Get your name on the mortgage if you're paying half
Get your mower out yourself!
so you have been living there 4 years and you still dont feel it is up to youto sort repairs? why?
ifyousplit bills 50:50 then get someone into do all the repairs and pay out of the joint account. you will both benefit from the repairs being done.
you split everything 50:50 for 4 years, so it isn't just his house and his mortgage anymore is it? get your name onto it.
things like puttingup curtainpoles, noreasonwhyyou cat do it.
cutting grass, doing washing,dishes etc, should be shared and youneed to talkto him about why he desn'tfeel it's his responsibility to wash his own clothes or dishes.
sorry for spelling. temperamental laptop.
If had to do the DIY as well, I would then be doing everything in the house. I think that this should be his responsibility.
Thanks for the handyman tip. Not so easy for some couples unfortunately, especially when last month there was 30 quid left a week before pay day.
well if you know he isn't a DIYer you either have to do it yourself or accept that you will always live in an unfinished house. the DIY clearly isn't that important to him or he would have either fixed it or gotten someone in to do it. idoubt he has been bidng hi time for 4 years in the hope that you will do it. he is obviously happy for things to remain faulty. you are the one that isn't.

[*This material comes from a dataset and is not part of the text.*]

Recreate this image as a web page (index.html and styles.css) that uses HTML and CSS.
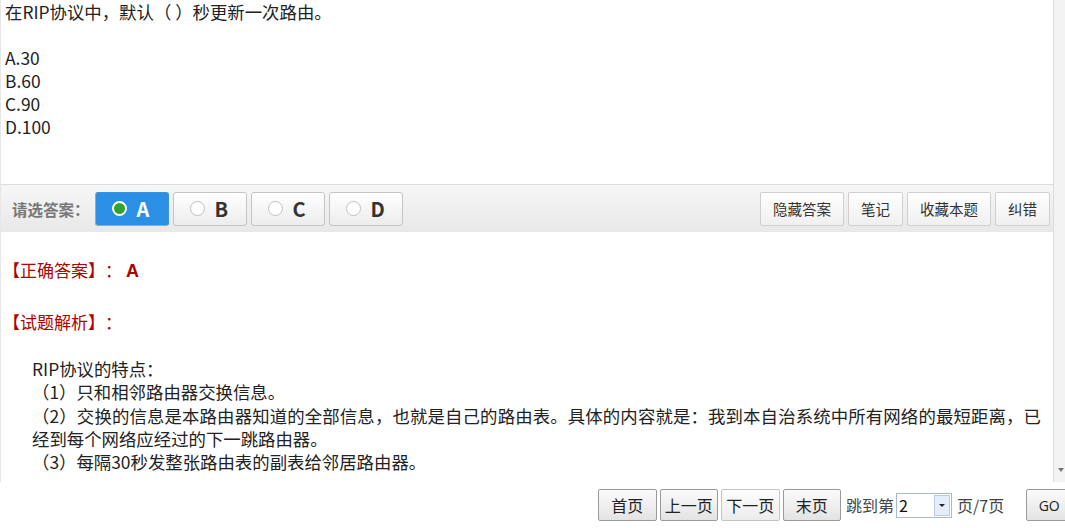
FILE: index.html
```html
<!DOCTYPE html>
<html lang="zh-CN">
<head>
    <meta charset="UTF-8">
    <title>试题</title>
    <link rel="stylesheet" href="styles.css">
</head>
<body>
    <div class="frame">
        <div class="content">
            <div class="question">
                <p>在RIP协议中，默认（ ）秒更新一次路由。</p>
                <p class="blank"></p>
                <p>A.30</p>
                <p>B.60</p>
                <p>C.90</p>
                <p>D.100</p>
            </div>
            <div class="toolbar">
                <span class="label">请选答案：</span>
                <button class="choice selected"><span class="radio"></span>A</button>
                <button class="choice"><span class="radio"></span>B</button>
                <button class="choice"><span class="radio"></span>C</button>
                <button class="choice"><span class="radio"></span>D</button>
                <div class="tools">
                    <button class="tool">隐藏答案</button>
                    <button class="tool">笔记</button>
                    <button class="tool">收藏本题</button>
                    <button class="tool">纠错</button>
                </div>
            </div>
            <div class="answer">
                <p class="key">【正确答案】：<b>A</b></p>
                <p class="key last">【试题解析】：</p>
                <div class="analysis">
                    <p>RIP协议的特点：</p>
                    <p>（1）只和相邻路由器交换信息。</p>
                    <p>（2）交换的信息是本路由器知道的全部信息，也就是自己的路由表。具体的内容就是：我到本自治系统中所有网络的最短距离，已经到每个网络应经过的下一跳路由器。</p>
                    <p>（3）每隔30秒发整张路由表的副表给邻居路由器。</p>
                </div>
            </div>
        </div>
        <div class="scrollbar"><span class="arrow"></span></div>
    </div>
    <div class="pager">
        <button class="page-btn">首页</button>
        <button class="page-btn">上一页</button>
        <button class="page-btn light">下一页</button>
        <button class="page-btn">末页</button>
        <span class="jump">跳到第</span>
        <span class="select"><span class="value">2</span><span class="drop"></span></span>
        <span class="total">页/7页</span>
        <button class="page-btn go">GO</button>
    </div>
</body>
</html>
```

FILE: styles.css
```css
body {
    margin: 0;
    font-family: "Noto Sans CJK SC", "Open Sans", sans-serif;
    color: #222;
    background: #fff;
    overflow: hidden;
    text-spacing-trim: space-all;
}

p {
    margin: 0;
}

button {
    font-family: inherit;
    cursor: pointer;
    text-spacing-trim: space-all;
}

.frame {
    display: flex;
    height: 482px;
}

.content {
    width: 1052px;
    border-left: 1px solid #e6e6e6;
    border-right: 1px solid #dcdcdc;
    overflow: hidden;
}

.scrollbar {
    flex: 1;
    background: #f3f3f3;
    position: relative;
}

.scrollbar .arrow {
    position: absolute;
    right: 1px;
    bottom: 10px;
    border-left: 3px solid transparent;
    border-right: 3px solid transparent;
    border-top: 4px solid #777;
}

.question {
    padding: 0 4px;
    font-size: 17.4px;
    line-height: 23px;
    height: 184px;
}

.question .blank {
    height: 23px;
}

.toolbar {
    display: flex;
    align-items: center;
    height: 47px;
    border-top: 1px solid #dddddd;
    background: linear-gradient(#f6f6f6, #e8e8e8);
    padding: 0 3px 0 11px;
}

.label {
    font-size: 15.5px;
    font-weight: bold;
    color: #777;
    margin-right: 5px;
}

.choice {
    display: flex;
    align-items: center;
    gap: 10px;
    width: 74px;
    height: 34px;
    margin-right: 4px;
    padding: 0 0 0 16px;
    font-size: 20px;
    font-weight: bold;
    color: #333;
    border: 1px solid #c4c4c4;
    border-radius: 3px;
    background: linear-gradient(#ffffff, #ececec);
}

.choice .radio {
    width: 15px;
    height: 15px;
    border-radius: 50%;
    border: 1px solid #c0c0c0;
    background: #fff;
    box-sizing: border-box;
}

.choice.selected {
    color: #fff;
    background: #2b8fe6;
    border-color: #3a91dd #3a91dd #c9a25b #c9a25b;
}

.choice.selected .radio {
    border: 2px solid #fff;
    background: #35a12e;
}

.tools {
    margin-left: auto;
    display: flex;
    gap: 4px;
}

.tool {
    height: 34px;
    padding: 0 12px;
    font-size: 14.5px;
    color: #333;
    border: 1px solid #cfcfcf;
    border-radius: 2px;
    background: linear-gradient(#ffffff, #efefef);
}

.answer {
    padding: 26px 12px 0 2px;
}

.key {
    font-size: 17px;
    line-height: 24px;
    color: #b00000;
    margin-bottom: 27px;
}

.key.last {
    margin-bottom: 23px;
}

.key b {
    font-family: "Liberation Sans", sans-serif;
    font-size: 18px;
    margin-left: 4px;
}

.analysis {
    padding-left: 29px;
    font-size: 17.4px;
    line-height: 23.3px;
    text-align: justify;
}

.pager {
    display: flex;
    align-items: center;
    height: 46px;
    padding-left: 598px;
    font-size: 16px;
    color: #444;
    white-space: nowrap;
}

.pager > * {
    flex-shrink: 0;
}

.page-btn {
    height: 32px;
    padding: 0;
    width: 58.5px;
    margin-right: 3px;
    font-size: 16px;
    color: #222;
    border: 1px solid #9a9a9a;
    border-radius: 2px;
    background: linear-gradient(#fbfbfb, #e3e3e3);
}

.page-btn.light {
    border-color: #c4c4c4;
    background: linear-gradient(#fdfdfd, #ececec);
}

.page-btn.go {
    margin-left: 22px;
    width: 46px;
    font-family: "Open Sans", sans-serif;
    font-size: 14px;
}

.jump {
    margin-left: 2px;
}

.select {
    display: flex;
    align-items: center;
    width: 56px;
    height: 25px;
    box-sizing: border-box;
    border: 1px solid #a9b8cc;
    background: #fff;
    margin: 0 5px 0 2px;
}

.select .value {
    flex: 1;
    padding-left: 2px;
    font-size: 16px;
    color: #111;
}

.select .drop {
    position: relative;
    width: 16px;
    height: 21px;
    margin-right: 1px;
    border: 1px solid #b8cbe2;
    box-sizing: border-box;
    background: #e3eefa;
}

.select .drop::after {
    content: "";
    position: absolute;
    left: 4px;
    top: 8px;
    border-left: 3px solid transparent;
    border-right: 3px solid transparent;
    border-top: 3px solid #222;
}
```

I have had a 1/2 finished stair banister for 12 years, the conservatory still needs finishing after 8yrs (just a few bits like skirting, door frame surrounds etc, but still annoying) plus all sorts of little bits a pieces need doing, I call my DH "half a job". I do most of the housework, cooking, mow the grass, etc, we both work, but share the childcare chores. It just seems that, like a lot of blokes, when it comes to DIY, unless its a hobby they enjoy, its always the last thing on their agenda on their days off!
I don't think it's necessarily fair to decide yourself that he needs to do this stuff -- you should sit down together and work out a fair balance of responsibilities. He could argue that actually you should split DIY 50-50.
If he's not willing to do his fair share overall, that's a different issue.